OSA Logo LED device seems to have come into the forefront for treating skin cancer. Researchers from the University of California, Irvine (UC Irvine) assert that employment of LEDs can boost photodynamic therapy (PDT), a technique for treating cancer. In the process of PDT, photosensitizing chemicals absorbing light are probably injected into a tumor and then exposed to light.

It is assumed that generation of oxygen radicals from the light energy helps chemicals to destroy cancer cells. The U.S. Food and Drug Administration (FDA) have apparently approved PDT in treating esophageal and lung cancer. A major obstacle that scientists are currently facing with the new LED device is the lack of a detailed imaging technique to target and assess the effectiveness of PDT. With the help of a spatial frequency domain imaging, a novel device with an array of five different colors of LEDs has been introduced. This device probably illuminates skin with distinct intensity patterns. It is suspected that the intensity patterns alter on the basis of the tissue structure and pigments in the skin. Accurate models of light propagation may produce images that reveal the biochemistry of the tissue.

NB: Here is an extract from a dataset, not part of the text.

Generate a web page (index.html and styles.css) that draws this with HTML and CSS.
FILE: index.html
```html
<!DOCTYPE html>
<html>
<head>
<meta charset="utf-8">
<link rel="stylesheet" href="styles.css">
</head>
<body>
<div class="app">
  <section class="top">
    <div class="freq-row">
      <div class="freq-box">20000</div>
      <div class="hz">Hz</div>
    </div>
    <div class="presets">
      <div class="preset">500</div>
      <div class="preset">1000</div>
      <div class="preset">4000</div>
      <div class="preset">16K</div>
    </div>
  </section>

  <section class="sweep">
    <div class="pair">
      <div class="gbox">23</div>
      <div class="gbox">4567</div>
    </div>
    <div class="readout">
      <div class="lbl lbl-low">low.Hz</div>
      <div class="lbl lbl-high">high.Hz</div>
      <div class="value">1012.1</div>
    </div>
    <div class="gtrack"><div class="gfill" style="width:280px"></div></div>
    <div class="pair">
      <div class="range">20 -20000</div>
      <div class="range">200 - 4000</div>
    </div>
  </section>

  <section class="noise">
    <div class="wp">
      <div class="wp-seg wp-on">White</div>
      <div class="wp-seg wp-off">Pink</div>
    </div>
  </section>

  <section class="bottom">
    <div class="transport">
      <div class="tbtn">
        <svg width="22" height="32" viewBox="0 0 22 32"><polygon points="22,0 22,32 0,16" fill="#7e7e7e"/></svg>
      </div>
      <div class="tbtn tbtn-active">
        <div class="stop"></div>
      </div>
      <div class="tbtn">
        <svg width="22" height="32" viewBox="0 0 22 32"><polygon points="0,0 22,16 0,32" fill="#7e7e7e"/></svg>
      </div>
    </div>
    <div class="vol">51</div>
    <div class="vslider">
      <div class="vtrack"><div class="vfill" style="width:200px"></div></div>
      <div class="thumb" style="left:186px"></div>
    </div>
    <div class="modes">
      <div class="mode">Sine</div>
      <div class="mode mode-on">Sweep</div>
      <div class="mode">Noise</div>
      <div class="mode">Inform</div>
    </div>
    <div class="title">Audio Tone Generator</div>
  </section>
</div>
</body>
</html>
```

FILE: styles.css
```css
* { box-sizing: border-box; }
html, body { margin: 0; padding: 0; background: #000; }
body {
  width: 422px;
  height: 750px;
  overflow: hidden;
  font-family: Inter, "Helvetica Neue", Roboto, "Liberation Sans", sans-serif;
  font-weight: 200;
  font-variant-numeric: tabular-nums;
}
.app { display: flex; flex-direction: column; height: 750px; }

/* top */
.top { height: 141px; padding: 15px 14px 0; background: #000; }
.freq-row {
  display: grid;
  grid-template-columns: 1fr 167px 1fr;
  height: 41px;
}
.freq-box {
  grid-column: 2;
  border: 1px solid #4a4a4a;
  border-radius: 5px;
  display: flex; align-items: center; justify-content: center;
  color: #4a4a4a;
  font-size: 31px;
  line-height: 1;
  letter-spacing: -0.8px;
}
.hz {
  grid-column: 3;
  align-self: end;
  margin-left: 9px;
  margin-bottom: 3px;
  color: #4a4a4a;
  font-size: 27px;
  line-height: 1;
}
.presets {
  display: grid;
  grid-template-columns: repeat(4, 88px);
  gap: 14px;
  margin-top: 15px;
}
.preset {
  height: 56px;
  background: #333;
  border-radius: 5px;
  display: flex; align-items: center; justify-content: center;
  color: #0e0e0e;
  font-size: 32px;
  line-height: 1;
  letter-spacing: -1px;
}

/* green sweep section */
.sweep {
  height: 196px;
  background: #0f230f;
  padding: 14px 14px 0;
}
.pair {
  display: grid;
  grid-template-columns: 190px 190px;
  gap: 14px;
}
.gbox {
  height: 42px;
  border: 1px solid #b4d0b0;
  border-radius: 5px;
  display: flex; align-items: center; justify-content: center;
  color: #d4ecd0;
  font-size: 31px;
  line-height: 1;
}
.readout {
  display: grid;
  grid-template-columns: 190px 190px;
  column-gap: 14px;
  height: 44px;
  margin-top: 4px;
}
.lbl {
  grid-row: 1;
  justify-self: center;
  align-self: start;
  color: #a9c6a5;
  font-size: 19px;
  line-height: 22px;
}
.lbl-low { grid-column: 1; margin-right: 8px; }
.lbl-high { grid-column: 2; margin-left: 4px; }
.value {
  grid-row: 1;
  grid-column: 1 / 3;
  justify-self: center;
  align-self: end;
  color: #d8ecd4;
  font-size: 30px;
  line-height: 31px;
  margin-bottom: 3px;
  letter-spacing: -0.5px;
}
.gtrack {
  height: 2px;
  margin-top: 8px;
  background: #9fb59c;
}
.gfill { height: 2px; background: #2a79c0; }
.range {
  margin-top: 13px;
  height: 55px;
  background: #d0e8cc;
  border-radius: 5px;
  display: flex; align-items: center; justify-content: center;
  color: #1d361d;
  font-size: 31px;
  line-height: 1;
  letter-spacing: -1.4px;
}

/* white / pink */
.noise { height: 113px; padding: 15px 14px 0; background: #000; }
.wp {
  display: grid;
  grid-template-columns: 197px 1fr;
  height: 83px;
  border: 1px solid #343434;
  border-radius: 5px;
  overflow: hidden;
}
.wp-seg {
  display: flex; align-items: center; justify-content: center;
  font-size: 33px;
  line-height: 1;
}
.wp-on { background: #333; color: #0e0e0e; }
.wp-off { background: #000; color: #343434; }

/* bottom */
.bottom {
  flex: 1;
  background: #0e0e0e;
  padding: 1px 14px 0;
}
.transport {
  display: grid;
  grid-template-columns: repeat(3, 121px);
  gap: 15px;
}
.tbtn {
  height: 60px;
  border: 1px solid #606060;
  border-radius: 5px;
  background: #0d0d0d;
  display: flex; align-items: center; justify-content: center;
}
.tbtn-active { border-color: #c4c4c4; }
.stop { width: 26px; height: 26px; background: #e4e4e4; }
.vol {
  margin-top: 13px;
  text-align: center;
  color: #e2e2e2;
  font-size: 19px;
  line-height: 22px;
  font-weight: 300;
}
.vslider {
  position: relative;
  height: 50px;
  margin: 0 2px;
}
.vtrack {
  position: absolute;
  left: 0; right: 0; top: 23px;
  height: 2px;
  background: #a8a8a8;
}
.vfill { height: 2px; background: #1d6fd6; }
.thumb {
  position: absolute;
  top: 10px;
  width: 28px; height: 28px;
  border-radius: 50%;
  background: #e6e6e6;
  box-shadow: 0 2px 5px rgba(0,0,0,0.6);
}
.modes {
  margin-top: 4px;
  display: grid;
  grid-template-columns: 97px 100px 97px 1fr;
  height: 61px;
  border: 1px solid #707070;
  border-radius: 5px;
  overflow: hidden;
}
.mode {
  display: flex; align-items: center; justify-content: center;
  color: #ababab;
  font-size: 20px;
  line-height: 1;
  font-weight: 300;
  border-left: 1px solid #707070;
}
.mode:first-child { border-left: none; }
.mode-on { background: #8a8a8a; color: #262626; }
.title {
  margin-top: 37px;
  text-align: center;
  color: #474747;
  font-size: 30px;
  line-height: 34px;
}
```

Rolf Saager, working in the lab of Anthony Durkin at the Beckman Laser Institute at UC Irvine, affirmed, “Through this imaging modality, it is now possible to assess how the therapeutic light will travel throughout the affected tissue, quantify the drug present within the lesion and monitor its efficacy during treatment.”

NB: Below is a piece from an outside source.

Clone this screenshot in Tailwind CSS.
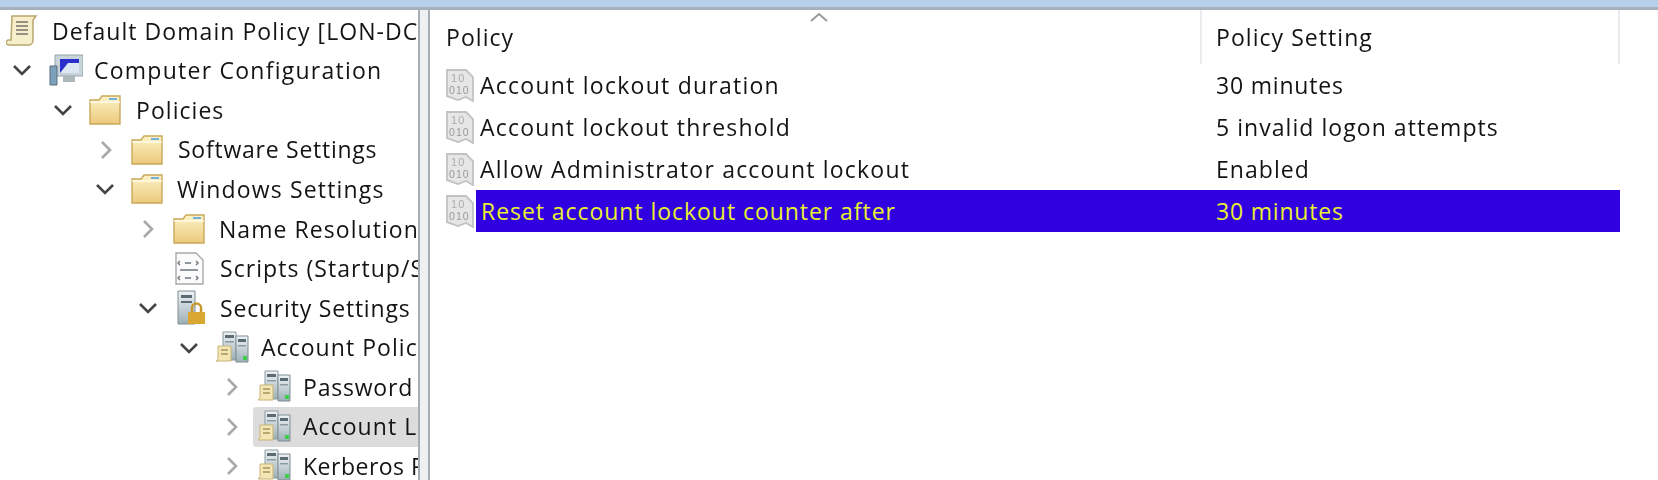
<!DOCTYPE html>
<html lang="en">
<head>
  <meta charset="UTF-8">
  <title>Group Policy Management Editor</title>
  <script src="https://cdn.jsdelivr.net/npm/@tailwindcss/browser@4"></script>
</head>
<body class="bg-white overflow-hidden font-['Open_Sans','Noto_Sans',sans-serif] text-[23px] tracking-[1.05px] text-[#141414]">
  <svg class="absolute w-0 h-0">
    <defs>
      <linearGradient id="fold" x1="0" y1="0" x2="0" y2="1"><stop offset="0" stop-color="#fdf3c8"/><stop offset="1" stop-color="#ecc97c"/></linearGradient>
      <linearGradient id="srv" x1="0" y1="0" x2="0" y2="1"><stop offset="0" stop-color="#eef2f4"/><stop offset="1" stop-color="#9db0b7"/></linearGradient>
      <symbol id="down" viewBox="0 0 20 12"><path d="M2 2l8 8 8-8" fill="none" stroke="#444" stroke-width="2.6"/></symbol>
      <symbol id="right" viewBox="0 0 12 20"><path d="M2 2l8 8-8 8" fill="none" stroke="#a9a9a9" stroke-width="2.6"/></symbol>
      <symbol id="folder" viewBox="0 0 32 30">
        <path d="M1 29V5h9l3-4h18v28z" fill="url(#fold)" stroke="#c9a85a" stroke-width="1.4"/>
        <path d="M1 7h30" stroke="#fffbe6" stroke-width="1.500"/>
        <path d="M20 3h8v2h-8z" fill="#6fb2e0"/>
      </symbol>
      <symbol id="servers" viewBox="0 0 34 34">
        <path d="M8 1h13v28H8z" fill="url(#srv)" stroke="#8b9a9f"/>
        <path d="M21 5h12v26H21z" fill="url(#srv)" stroke="#7c8d92"/>
        <path d="M10 4h9v3h-9zM23 8h8v3h-8z" fill="#5a6b71"/>
        <path d="M10 10h9v1.500h-9zM23 14h8v1.500h-8z" fill="#8b9a9f"/>
        <path d="M28 25h4v4h-4z" fill="#3fce4b"/>
        <path d="M3 15h13v15H1l2-2z" fill="#f4e6b4" stroke="#c8b377"/>
        <path d="M6 19h7M6 23h7" stroke="#a8925a" stroke-width="1.500"/>
      </symbol>
      <symbol id="bin" viewBox="0 0 28 33">
        <path d="M1 1h19l7 7v24l-7-4-8 3-11-4z" fill="#e6e6e6" stroke="#c2c2c2" stroke-width="1.800"/>
        <text x="5" y="13" font-family="Liberation Sans" font-size="11" fill="#adadad">10</text>
        <text x="3" y="25" font-family="Liberation Sans" font-size="10.500" fill="#9a9a9a">010</text>
      </symbol>
    </defs>
  </svg>

  <div class="blur-[0.5px]">
  <div class="h-[7px] bg-[#b5d0e8]"></div>
  <div class="h-[3px] bg-[#a4b0bc]"></div>

  <div class="flex h-[470px]">
    <!-- tree -->
    <div class="w-[418px] shrink-0 overflow-hidden pt-[1px]">
      <div class="flex items-center h-[39.6px] pl-[6px] whitespace-nowrap">
        <svg class="w-[32px] h-[33px] mr-[14px] shrink-0" viewBox="0 0 32 33">
          <path d="M6 2h24l-3 4v20c0 3-2 5-4 5H3c-2 0-3-1-3-3l2-2h3z" fill="#f7eecb" stroke="#b8a66f" stroke-width="1.500"/>
          <path d="M10 8h12M10 12h12M10 16h12M10 20h12" stroke="#77736a" stroke-width="1.500"/>
        </svg>
        Default Domain Policy [LON-DC1]
      </div>
      <div class="flex items-center h-[39.6px] pl-[12px] whitespace-nowrap tracking-[1.25px]">
        <svg class="w-[20px] h-[12px] mr-[15px] shrink-0"><use href="#down"/></svg>
        <svg class="w-[36px] h-[32px] mr-[11px] shrink-0" viewBox="0 0 36 32">
          <path d="M8 1h28v21H8z" fill="#c9d3da" stroke="#95a1a8"/>
          <path d="M13 5h19v14H13z" fill="#2a2fc9"/>
          <path d="M13 19l8-10h11v10z" fill="#dbe6f2"/>
          <path d="M16 22h12v6H16z" fill="#aeb8bc"/>
          <path d="M3 12h7v19H3z" fill="#7ea1bb" stroke="#596f7e"/>
        </svg>
        Computer Configuration
      </div>
      <div class="flex items-center h-[39.6px] pl-[53px] whitespace-nowrap">
        <svg class="w-[20px] h-[12px] mr-[16px] shrink-0"><use href="#down"/></svg>
        <svg class="w-[32px] h-[30px] mr-[15px] shrink-0"><use href="#folder"/></svg>
        Policies
      </div>
      <div class="flex items-center h-[39.6px] pl-[100px] whitespace-nowrap tracking-[0.75px]">
        <svg class="w-[12px] h-[20px] mr-[19px] shrink-0"><use href="#right"/></svg>
        <svg class="w-[32px] h-[30px] mr-[15px] shrink-0"><use href="#folder"/></svg>
        Software Settings
      </div>
      <div class="flex items-center h-[39.6px] pl-[95px] whitespace-nowrap tracking-[1.15px]">
        <svg class="w-[20px] h-[12px] mr-[16px] shrink-0"><use href="#down"/></svg>
        <svg class="w-[32px] h-[30px] mr-[14px] shrink-0"><use href="#folder"/></svg>
        Windows Settings
      </div>
      <div class="flex items-center h-[39.6px] pl-[142px] whitespace-nowrap">
        <svg class="w-[12px] h-[20px] mr-[19px] shrink-0"><use href="#right"/></svg>
        <svg class="w-[32px] h-[30px] mr-[14px] shrink-0"><use href="#folder"/></svg>
        Name Resolution Policy
      </div>
      <div class="flex items-center h-[39.6px] pl-[175px] whitespace-nowrap">
        <svg class="w-[29px] h-[33px] mr-[16px] shrink-0" viewBox="0 0 29 33">
          <path d="M1 1h20l7 7v24H1z" fill="#fbfbfb" stroke="#a9a9a9" stroke-width="1.400"/>
          <path d="M5 9l-2 2 2 2M10 11h6M21 9l2 2-2 2M5 24l-2 2 2 2M10 26h6M21 24l2 2-2 2M5 18h18" fill="none" stroke="#6d7780" stroke-width="1.400"/>
        </svg>
        Scripts (Startup/Shutdown)
      </div>
      <div class="flex items-center h-[39.6px] pl-[138px] whitespace-nowrap tracking-[0.8px]">
        <svg class="w-[20px] h-[12px] mr-[19px] shrink-0"><use href="#down"/></svg>
        <svg class="w-[29px] h-[35px] mr-[14px] shrink-0" viewBox="0 0 29 35">
          <path d="M1 1h17v33H1z" fill="url(#srv)" stroke="#7e8e94"/>
          <path d="M4 5h11v3H4zM4 11h11v2H4z" fill="#5a6b71"/>
          <path d="M11 22h17v12H11z" fill="#d9a832"/>
          <path d="M15 22v-4a4.500 4.500 0 0 1 9 0v4" fill="none" stroke="#c79a2f" stroke-width="2.500"/>
        </svg>
        Security Settings
      </div>
      <div class="flex items-center h-[39.6px] pl-[179px] whitespace-nowrap">
        <svg class="w-[20px] h-[12px] mr-[16px] shrink-0"><use href="#down"/></svg>
        <svg class="w-[34px] h-[34px] mr-[12px] shrink-0"><use href="#servers"/></svg>
        Account Policies
      </div>
      <div class="flex items-center h-[39.6px] pl-[226px] whitespace-nowrap tracking-[0.8px]">
        <svg class="w-[12px] h-[20px] mr-[19px] shrink-0"><use href="#right"/></svg>
        <svg class="w-[34px] h-[34px] mr-[12px] shrink-0"><use href="#servers"/></svg>
        Password Policy
      </div>
      <div class="flex items-center h-[39.6px] pl-[226px] whitespace-nowrap">
        <svg class="w-[12px] h-[20px] mr-[15px] shrink-0"><use href="#right"/></svg>
        <div class="flex items-center flex-1 h-full bg-[#dcdcdc] rounded-l-[3px] pl-[4px]">
          <svg class="w-[34px] h-[34px] mr-[12px] shrink-0"><use href="#servers"/></svg>
          Account Lockout Policy
        </div>
      </div>
      <div class="flex items-center h-[39.6px] pl-[226px] whitespace-nowrap tracking-[0.5px]">
        <svg class="w-[12px] h-[20px] mr-[19px] shrink-0"><use href="#right"/></svg>
        <svg class="w-[34px] h-[34px] mr-[12px] shrink-0"><use href="#servers"/></svg>
        Kerberos Policy
      </div>
    </div>

    <!-- splitter -->
    <div class="w-[12px] shrink-0 bg-[#f0f0f0] border-x-2 border-[#a6aeb5]"></div>

    <!-- list -->
    <div class="relative flex-1 pl-[16px] overflow-hidden">
      <svg class="absolute left-[380px] top-[2px] w-[18px] h-[10px]" viewBox="0 0 18 10"><path d="M1 9l8-7 8 7" fill="none" stroke="#9a9a9a" stroke-width="2"/></svg>
      <div class="flex h-[54px] items-center">
        <div class="w-[754px] pt-[1px]">Policy</div>
        <div class="w-[420px] h-full pl-[14px] flex items-center border-x-2 border-[#e9ecee]">Policy Setting</div>
      </div>
      <div class="flex items-center h-[42px] whitespace-nowrap">
        <svg class="w-[28px] h-[33px] shrink-0 mr-[6px]"><use href="#bin"/></svg>
        <span class="w-[720px] tracking-[1.25px]">Account lockout duration</span>
        <span class="pl-[16px] tracking-[0.8px]">30 minutes</span>
      </div>
      <div class="flex items-center h-[42px] whitespace-nowrap">
        <svg class="w-[28px] h-[33px] shrink-0 mr-[6px]"><use href="#bin"/></svg>
        <span class="w-[720px] tracking-[1.2px]">Account lockout threshold</span>
        <span class="pl-[16px]">5 invalid logon attempts</span>
      </div>
      <div class="flex items-center h-[42px] whitespace-nowrap">
        <svg class="w-[28px] h-[33px] shrink-0 mr-[6px]"><use href="#bin"/></svg>
        <span class="w-[720px] tracking-[1.2px]">Allow Administrator account lockout</span>
        <span class="pl-[16px]">Enabled</span>
      </div>
      <div class="flex items-center h-[42px] whitespace-nowrap">
        <svg class="w-[28px] h-[33px] shrink-0 mr-[2px]"><use href="#bin"/></svg>
        <div class="flex items-center w-[1144px] h-full bg-[#3100e0] text-[#e8f030] pl-[5px]">
          <span class="w-[719px] tracking-[0.95px]">Reset account lockout counter after</span>
          <span class="pl-[16px] tracking-[0.8px]">30 minutes</span>
        </div>
      </div>
    </div>
  </div>
  </div>
</body>
</html>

In order to examine spatial frequency domain imaging system, experts imaged a small population of skin cancers before treatment to group the variability among subjects and within the lesions themselves. The process took around 5-10 seconds and developed images with a resolution of 30 microns, probably unraveling spatially resolved maps of the optical properties of the lesions, tissue oxygenation and quantitative distribution of the photosensitizing drug. This imaging technique may put forth an improved map for targeting and optimizing photodynamic therapy for basal cell carcinoma, the most common type of skin cancer. Additional research will be triggered for allowing the therapeutic aspects of the instrument and to examine the tissue dynamics during PDT treatment regimens.

The research will be at the Optical Society’s (OSA) 94th annual meeting, Frontiers in Optics (FiO) 2010 at the Rochester Riverside Convention Center in Rochester, N.Y., from October 24-28.